When I sat down to reflect on, then write about my top ten list from 2015, one restaurant stood out above all others.
I’d love to have said it was a Hong Kong restaurant; but despite having some amazing meals in my new home, it was a UK restaurant that had won my heart.
You can check out the list here – but it was Phil Howard’s two Michelin Starred restaurant, The Square, that provided my most memorable meal of 2015. In fact, one of my most memorable ever!
When news broke in 2016 that Phil Howard was selling out of The Square after twenty years at the helm, my heat broke a little. I so wanted to enjoy the hand crafted meals from the legendary chef’s hand, and feared it may never happen again. That fear was short lived, with news that he was to open a new venture.
So, it was no surprise that it was the first restaurant I booked for my most recent trip back to London (although not the first I had visited).
It had been a big day of eating for me, by the time I’d arrived at the suburban bistro, I’d already eaten at world #26 The Clove Club (post pending here) followed by five hours of grazing around the bakeries of Shoreditch.
Of course I’d been true to form and arrived well early, so much so that I’d had to wander the streets of Chelsea – freezing temperatures and drizzling rain ensured that I was a little miserable by the time I finally entered the doors of the restaurant. Shedding my heavy coat, gloves and scarf, I started to feel a little more human as I was led through the relaxed and homely dining room to my table.
A departure for the very formal environment that was The Square, Elystan Street was very much the bistro environment, resplendent with simple wooden tables and a kaleidoscope of different coloured chairs. My table was decorated with with a simple daffodil, adding further colour.

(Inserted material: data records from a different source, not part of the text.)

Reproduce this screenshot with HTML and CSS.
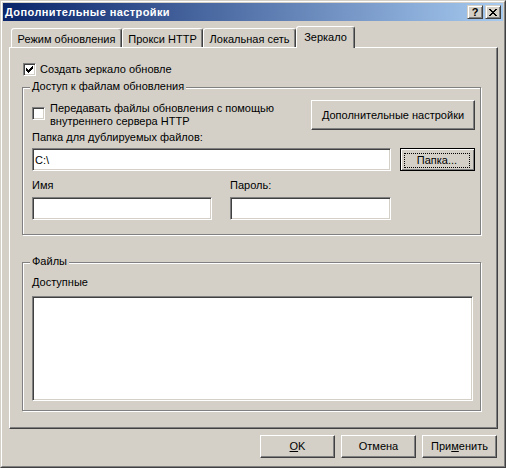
FILE: index.html
```html
<!DOCTYPE html>
<html lang="ru">
<head>
<meta charset="utf-8">
<title>Дополнительные настройки</title>
<link rel="stylesheet" href="styles.css">
</head>
<body>
<div class="window">
  <div class="frame">
    <div class="titlebar">
      <span class="title">Дополнительные настройки</span>
      <div class="caption-btns">
        <span class="cbtn help">?</span>
        <span class="cbtn close">
          <svg width="8" height="7" viewBox="0 0 8 7" shape-rendering="crispEdges"><path d="M0 0h2v1h-2zM6 0h2v1h-2zM1 1h2v1h-2zM5 1h2v1h-2zM2 2h4v1h-4zM3 3h2v1h-2zM2 4h4v1h-4zM1 5h2v1h-2zM5 5h2v1h-2zM0 6h2v1h-2zM6 6h2v1h-2z" fill="#000"/></svg>
        </span>
      </div>
    </div>

    <div class="tabs">
      <div class="tab t1">Режим обновления</div>
      <div class="tab t2">Прокси HTTP</div>
      <div class="tab t3">Локальная сеть</div>
      <div class="tab active t4">Зеркало</div>
    </div>

    <div class="panel">
      <div class="check-row main-check">
        <span class="checkbox">
          <svg width="7" height="7" viewBox="0 0 7 7" shape-rendering="crispEdges"><path d="M0 2h1v3h-1zM1 3h1v3h-1zM2 4h1v3h-1zM3 3h1v3h-1zM4 2h1v3h-1zM5 1h1v3h-1zM6 0h1v3h-1z" fill="#000"/></svg>
        </span>
        <span class="check-text">Создать зеркало обновле</span>
      </div>

      <div class="group g1">
        <span class="legend">Доступ к файлам обновления</span>
        <div class="row-a">
          <div class="check-row multi">
            <span class="checkbox"></span>
            <span class="multi-text">Передавать файлы обновления с помощью<br>внутреннего сервера HTTP</span>
          </div>
          <button class="btn adv">Дополнительные настройки</button>
        </div>
        <div class="lbl folder-lbl">Папка для дублируемых файлов:</div>
        <div class="row-field">
          <div class="edit folder">C:\</div>
          <button class="btn default browse"><span class="focus">Папка...</span></button>
        </div>
        <div class="cred">
          <div class="col name">
            <div class="lbl">Имя</div>
            <div class="edit"></div>
          </div>
          <div class="col pass">
            <div class="lbl">Пароль:</div>
            <div class="edit"></div>
          </div>
        </div>
      </div>

      <div class="group g2">
        <span class="legend">Файлы</span>
        <div class="lbl">Доступные</div>
        <div class="listbox"></div>
      </div>
    </div>

    <div class="buttons">
      <button class="btn"><u>O</u>K</button>
      <button class="btn">Отмена</button>
      <button class="btn">При<u>м</u>енить</button>
    </div>
  </div>
</div>
</body>
</html>
```

FILE: styles.css
```css
* { box-sizing: border-box; }
html, body { margin: 0; padding: 0; }
body {
  background: #d4d0c8;
  font-family: "Liberation Sans", Arial, sans-serif;
  font-size: 11px;
  color: #000;
}

.window {
  width: 506px;
  height: 468px;
  border: 1px solid;
  border-color: #d4d0c8 #404040 #404040 #d4d0c8;
  background: #d4d0c8;
}
.frame {
  height: 100%;
  border: 1px solid;
  border-color: #fff #808080 #808080 #fff;
  padding: 1px;
  display: flex;
  flex-direction: column;
}

/* title bar */
.titlebar {
  flex: none;
  height: 18px;
  display: flex;
  align-items: center;
  justify-content: space-between;
  padding: 0 2px 0 2px;
  background: linear-gradient(to right, #0a246a, #a6caf0);
}
.title {
  color: #fff;
  font-weight: bold;
  font-size: 11px;
  letter-spacing: 0.4px;
  line-height: 18px;
  white-space: nowrap;
}
.caption-btns { display: flex; gap: 2px; }
.cbtn {
  width: 16px;
  height: 14px;
  display: flex;
  align-items: center;
  justify-content: center;
  background: #d4d0c8;
  border: 1px solid;
  border-color: #d4d0c8 #404040 #404040 #d4d0c8;
  box-shadow: inset 1px 1px #fff, inset -1px -1px #808080;
}
.cbtn.help {
  font-weight: bold;
  font-size: 11px;
  line-height: 12px;
}
.cbtn svg { display: block; }

/* tabs */
.tabs {
  flex: none;
  height: 26px;
  display: flex;
  align-items: flex-end;
  padding-left: 8px;
}
.tab {
  height: 19px;
  border: 1px solid;
  border-bottom: none;
  border-color: #fff #404040 transparent #fff;
  border-radius: 3px 3px 0 0;
  box-shadow: inset -1px 0 #808080;
  background: #d4d0c8;
  text-align: center;
  line-height: 13px;
  padding-top: 4px;
  white-space: nowrap;
}
.t1 { width: 111px; }
.t2 { width: 81px; }
.t3 { width: 93px; }
.t4 { width: 59px; }
.tab.active {
  height: 22px;
  margin-bottom: -1px;
  padding-top: 4px;
  position: relative;
  z-index: 1;
}

/* panel */
.panel {
  flex: none;
  height: 382px;
  margin: 0 5px 0 6px;
  border: 1px solid;
  border-color: #fff #404040 #404040 #fff;
  box-shadow: inset -1px -1px #808080;
  padding: 0 0 0 12px;
}

.check-row { display: flex; align-items: center; }
.main-check {
  margin-top: 15px;
  margin-left: 1px;
  height: 13px;
  gap: 4px;
  line-height: 13px;
}
.checkbox {
  flex: none;
  width: 13px;
  height: 13px;
  background: #fff;
  border: 1px solid;
  border-color: #808080 #fff #fff #808080;
  box-shadow: inset 1px 1px #404040, inset -1px -1px #d4d0c8;
  padding: 2px;
}
.checkbox svg { display: block; }

.group {
  position: relative;
  width: 459px;
  border: 1px solid #808080;
  box-shadow: inset 1px 1px #fff, 1px 1px #fff;
}
.legend {
  position: absolute;
  top: -8px;
  left: 7px;
  padding: 0 2px;
  background: #d4d0c8;
  line-height: 13px;
  white-space: nowrap;
}
.g1 {
  margin-top: 11px;
  height: 148px;
  padding: 12px 5px 0 9px;
}
.row-a {
  height: 30px;
  display: flex;
  align-items: center;
  justify-content: space-between;
}
.check-row.multi { align-items: flex-start; gap: 5px; }
.multi .checkbox { margin-top: 5px; }
.multi-text { line-height: 13px; white-space: nowrap; }

.lbl { line-height: 13px; white-space: nowrap; }
.folder-lbl { margin-top: 1px; }

.row-field {
  margin-top: 4px;
  height: 23px;
  display: flex;
  justify-content: space-between;
}
.edit {
  height: 23px;
  background: #fff;
  border: 1px solid;
  border-color: #808080 #fff #fff #808080;
  box-shadow: inset 1px 1px #404040, inset -1px -1px #d4d0c8;
  display: flex;
  align-items: center;
  padding-left: 2px;
  white-space: nowrap;
}
.edit.folder { width: 359px; }

.cred { margin-top: 8px; display: flex; gap: 18px; }
.col.name { width: 180px; }
.col.pass { width: 161px; }
.col .edit { margin-top: 5px; }

.g2 {
  margin-top: 27px;
  height: 149px;
  padding: 13px 0 0 9px;
}
.listbox {
  margin-top: 7px;
  width: 441px;
  height: 105px;
  background: #fff;
  border: 1px solid;
  border-color: #808080 #fff #fff #808080;
  box-shadow: inset 1px 1px #404040, inset -1px -1px #d4d0c8;
}

/* buttons */
.btn {
  font-family: inherit;
  font-size: 11px;
  color: #000;
  margin: 0;
  padding: 0;
  height: 23px;
  width: 75px;
  background: #d4d0c8;
  border: 1px solid;
  border-color: #fff #404040 #404040 #fff;
  box-shadow: inset -1px -1px #808080;
  line-height: 13px;
  text-align: center;
  white-space: nowrap;
}
.btn.adv { width: 164px; height: 30px; }
.btn.default {
  border-color: #000;
  box-shadow: inset 1px 1px #fff, inset -1px -1px #808080;
  display: flex;
  align-items: stretch;
  padding: 4px 4px 2px 3px;
}
.btn.default .focus {
  flex: 1;
  border: 1px dotted #000;
  display: flex;
  align-items: center;
  justify-content: center;
}
.btn u { text-decoration: underline; text-underline-offset: 1px; }

.buttons {
  flex: none;
  margin-top: 6px;
  display: flex;
  justify-content: flex-end;
  gap: 6px;
  padding-right: 6px;
}
```
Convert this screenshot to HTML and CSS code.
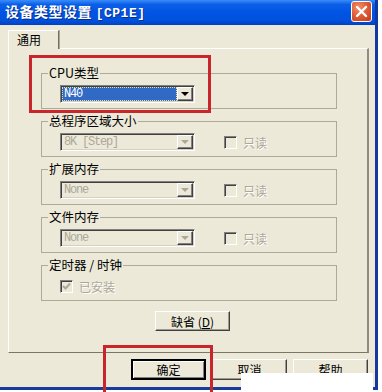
FILE: index.html
```html
<!DOCTYPE html>
<html lang="zh-CN">
<head>
  <meta charset="UTF-8">
  <meta name="viewport" content="width=device-width, initial-scale=1.0">
  <title>设备类型设置</title>
  <link rel="stylesheet" href="styles.css">
</head>
<body>

  <div class="window">
    <div class="titlebar">
      <span class="title">设备类型设置 <span class="title-model">[CP1E]</span></span>
      <span class="close-btn">
        <svg width="13" height="13" viewBox="0 0 13 13">
          <path d="M2 2 L11 11 M11 2 L2 11" stroke="#fff" stroke-width="2.4" stroke-linecap="round"/>
        </svg>
      </span>
    </div>

    <div class="client">
      <div class="tabs">
        <div class="tab">通用</div>
      </div>

      <div class="pane">
        <fieldset class="group">
          <legend>CPU类型</legend>
          <div class="row">
            <div class="combo">
              <span class="combo-text selected">N40</span>
              <span class="drop"><span class="arrow"></span></span>
            </div>
          </div>
        </fieldset>

        <fieldset class="group">
          <legend>总程序区域大小</legend>
          <div class="row">
            <div class="combo disabled">
              <span class="combo-text">8K [Step]</span>
              <span class="drop"><span class="arrow"></span></span>
            </div>
            <span class="check"></span>
            <span class="check-label">只读</span>
          </div>
        </fieldset>

        <fieldset class="group">
          <legend>扩展内存</legend>
          <div class="row">
            <div class="combo disabled">
              <span class="combo-text">None</span>
              <span class="drop"><span class="arrow"></span></span>
            </div>
            <span class="check"></span>
            <span class="check-label">只读</span>
          </div>
        </fieldset>

        <fieldset class="group">
          <legend>文件内存</legend>
          <div class="row">
            <div class="combo disabled">
              <span class="combo-text">None</span>
              <span class="drop"><span class="arrow"></span></span>
            </div>
            <span class="check"></span>
            <span class="check-label">只读</span>
          </div>
        </fieldset>

        <fieldset class="group">
          <legend>定时器 / 时钟</legend>
          <div class="row">
            <span class="check checked">
              <svg width="9" height="9" viewBox="0 0 9 9">
                <path d="M1 4 L3.5 6.5 L8 1.5" stroke="#ACA899" stroke-width="2" fill="none"/>
              </svg>
            </span>
            <span class="check-label">已安装</span>
          </div>
        </fieldset>

        <button class="btn btn-reset">缺省 (<u>D</u>)</button>
      </div>

      <div class="actions">
        <button class="btn btn-default">确定</button>
        <button class="btn">取消</button>
        <button class="btn">帮助</button>
      </div>
    </div>
  </div>

  <div class="mark mark-cpu"></div>
  <div class="mark mark-ok"></div>
  <div class="cover"></div>

</body>
</html>
```

FILE: styles.css
```css
html, body {
  margin: 0;
  height: 100%;
  overflow: hidden;
}

body {
  background-color: #fff;
  font-family: "Noto Sans CJK SC", "Liberation Sans", sans-serif;
  font-size: 12px;
  color: #000;
}

.window {
  width: 378px;
  height: 390px;
  box-sizing: border-box;
  background-color: #ECE9D8;
  border-right: 3px solid #123A9E;
  border-bottom: 3px solid #163C9C;
  display: flex;
  flex-direction: column;
}

.titlebar {
  height: 25px;
  flex-shrink: 0;
  display: flex;
  align-items: center;
  justify-content: space-between;
  padding: 0 3px 0 5px;
  background: linear-gradient(#3B8CFA 0%, #0B5FE6 18%, #0054E3 50%, #0052DC 82%, #0041C4 100%);
}

.title {
  color: #fff;
  font-size: 14px;
  font-weight: bold;
  letter-spacing: 0.5px;
  line-height: 25px;
  text-shadow: 1px 1px 0 #0A2E8C;
}

.title-model {
  font-family: "Liberation Mono", monospace;
  font-size: 13px;
  letter-spacing: 0.5px;
}

.close-btn {
  width: 19px;
  height: 19px;
  border: 1px solid #fff;
  border-radius: 3px;
  background: radial-gradient(circle at 35% 30%, #F0906C 0%, #DD5B34 50%, #C13C17 100%);
  display: flex;
  align-items: center;
  justify-content: center;
  margin-top: -2px;
}

.client {
  flex: 1;
  display: flex;
  flex-direction: column;
  padding: 5px 6px 0 8px;
}

.tabs {
  display: flex;
}

.tab {
  position: relative;
  z-index: 1;
  width: 51px;
  height: 19px;
  box-sizing: border-box;
  margin-bottom: -1px;
  padding-left: 8px;
  line-height: 18px;
  background-color: #ECE9D8;
  border-top: 1px solid #fff;
  border-left: 1px solid #fff;
  border-right: 1px solid #716F64;
  box-shadow: 1px 0 0 #A7A69A;
}

.pane {
  height: 305px;
  box-sizing: border-box;
  display: flex;
  flex-direction: column;
  gap: 5px;
  padding: 17px 0 0 32px;
  border-top: 1px solid #fff;
  border-left: 1px solid #fff;
  border-right: 2px solid #8E8C80;
  border-bottom: 1px solid #7A7668;
}

.group {
  width: 296px;
  box-sizing: border-box;
  margin: 0;
  padding: 5px 0 5px 18px;
  min-width: 0;
  border: 1px solid #ADAA9C;
}

.group legend {
  padding: 0 1px;
  margin-left: -12px;
  line-height: 14px;
  height: 14px;
  font-size: 12.5px;
}

.row {
  height: 18px;
  display: flex;
  align-items: center;
}

.combo {
  width: 135px;
  height: 18px;
  box-sizing: border-box;
  display: flex;
  border-style: solid;
  border-width: 1px;
  border-color: #808080 #fff #fff #808080;
  box-shadow: inset 1px 1px 0 #404040, inset -1px -1px 0 #D4D0C8;
  padding: 1px;
  background-color: #fff;
}

.combo.disabled {
  background-color: #ECE9D8;
}

.combo-text {
  flex: 1;
  font-family: "Liberation Mono", monospace;
  font-size: 12px;
  letter-spacing: -1.2px;
  line-height: 14px;
  padding-left: 2px;
  white-space: nowrap;
}

.combo-text.selected {
  background-color: #316AC5;
  color: #fff;
  outline: 1px dotted #E8E0A0;
  outline-offset: -1px;
}

.combo.disabled .combo-text {
  color: #ACA899;
}

.drop {
  width: 16px;
  box-sizing: border-box;
  display: flex;
  align-items: center;
  justify-content: center;
  background-color: #ECE9D8;
  border-style: solid;
  border-width: 1px;
  border-color: #fff #404040 #404040 #fff;
  box-shadow: inset -1px -1px 0 #808080;
}

.arrow {
  width: 0;
  height: 0;
  border-left: 4px solid transparent;
  border-right: 4px solid transparent;
  border-top: 4px solid #000;
}

.combo.disabled .arrow {
  border-top-color: #ACA899;
}

.check {
  width: 13px;
  height: 13px;
  box-sizing: border-box;
  margin-left: 29px;
  display: flex;
  align-items: center;
  justify-content: center;
  border-style: solid;
  border-width: 1px;
  border-color: #808080 #fff #fff #808080;
  box-shadow: inset 1px 1px 0 #404040;
  background-color: #ECE9D8;
}

.check.checked {
  margin-left: 0;
}

.check-label {
  margin-left: 6px;
  color: #ACA899;
  text-shadow: 1px 1px 0 #fff;
}

.btn {
  width: 75px;
  height: 21px;
  box-sizing: border-box;
  padding: 0;
  font-family: "Noto Sans CJK SC", "Liberation Sans", sans-serif;
  font-size: 12px;
  color: #000;
  background-color: #ECE9D8;
  border-style: solid;
  border-width: 1px;
  border-color: #fff #404040 #404040 #fff;
  box-shadow: inset -1px -1px 0 #9D9B8F;
}

.btn-reset {
  height: 20px;
  margin-top: 5px;
  margin-left: 114px;
}

.btn-default {
  border: 2px solid #000;
  box-shadow: inset 1px 1px 0 #fff, inset -1px -1px 0 #808080;
}

.actions {
  display: flex;
  justify-content: flex-end;
  gap: 6px;
  margin-top: 6px;
  padding-right: 1px;
}

.mark {
  position: absolute;
  box-sizing: border-box;
  border: 3px solid #C9262C;
}

.mark-cpu {
  left: 29px;
  top: 55px;
  width: 182px;
  height: 58px;
}

.mark-ok {
  left: 103px;
  top: 345px;
  width: 110px;
  height: 50px;
  border-bottom: none;
}

.cover {
  position: absolute;
  left: 241px;
  top: 373px;
  width: 132px;
  height: 19px;
  background-color: #fff;
}
```
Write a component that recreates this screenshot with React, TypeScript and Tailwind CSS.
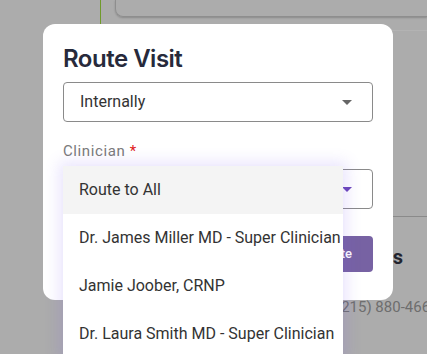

My mood was rapidly lifting and by the time my Aussie waiter brought over some nibbles in the form of nuts and olives, I’d forgotten my last few hours of the cold and rain (and even snow) that had been assaulting me that day. Crusty bread and hand churned butter were followed by a copy of the menu, which ably held my attention while I quietly munched down the lovely bread.
The menu itself had not titles, suffice to say that the differentiation between entrees and mains was determined by which half of the menu it resided. Pricing was also graduated, least expensive to most; however a quick explanation from my new Aussie friend left me in no doubt about how the menu worked, as well as a slew of recommendations for my meal!
My choice of entree was inspired! A huge rabbit ravioli was presented in a textured bowl, topped with a glazed carrot and surrounded by smoked bacon crumbs. Creamy bacon foam filled the rest of the bowl and a touch of crispy sage finished the dish. It was the bacon foam that sold me, but it was the combination of the succulent and exquisitely cooked rabbit ravioli with the bacon that won me over. There was an intensity to the bacon crumble that drove the dish, but never overpowered the rabbit, which is a subtle flavour. It was one of those dishes that you wish would go on forever and was possibly the best thing I’d ever eaten!
While I enjoyed my main, a rustic chicken dish; it would have been impossible to top that starter. The breast of chicken had been slow poached before finished off in the pan to crisp up the skin, then was surrounded by butternut gnocchi, chanterelle mushrooms, charred onions and truffle. I loved the texture of the chicken which was soft and succulent and the crisply skin was wonderful, but I was less enamoured with the gnocchi – which was just a little stodgy. There was a hint of truffle, which was accentuated by the stronger flavoured chanterelles and the whole dish was finished with an intensely flavoured sauce.
With rhubarb clearly in season, I couldn’t pass on the rhubarb with Victoria sponge crisp and vanilla parfait. The elegant looking dessert was presented in two halves, the parfait topped with the ruby coloured fruit on one side, and a quenelle of creamy vanilla ice cream on the other; a rhubarb syrup connected the two halves to form the whole. While I loved the flavours of the dessert, I found the parfait to be a little rubbery and the sponge crisp to a little hard; which made eating a little challenging. Minor issues of slightly weird textures aside, I very much enjoyed the sweet end to my meal and quickly cleared the plate!
Dining solo often gives you the opportunity to meet new people in circumstances that are quite unique, and I was able to spend quite a bit of my evening chatting to my Aussie waiter. Even as the restaurant filled as the evening wore on, we were able to keep chatting, which helped the time pass nicely. The service was friendly and professional and definitely in keeping with the relaxed style of the restaurant.
Elystan Street is definitely not The Square 2.0 and is all the richer for it. There may not be the same excruciating level of detail in the menu, nor a compelling tasting menu that borders on perfection; but there are interesting dishes laden with bags of flavour. In fact, my starter of rabbit ravioli was simply sublime.
In fact, it was so superb that I was forced to choose the dish again when I visited Elystan Street a few days after my first; this time with work colleagues. Fortunately, one of my dining companions knew Phil quite well, which meant that I got to meet the great chef a couple of times throughout the night.
What a way to finish my time in the UK before slipping across the channel for the Paris leg of my trip.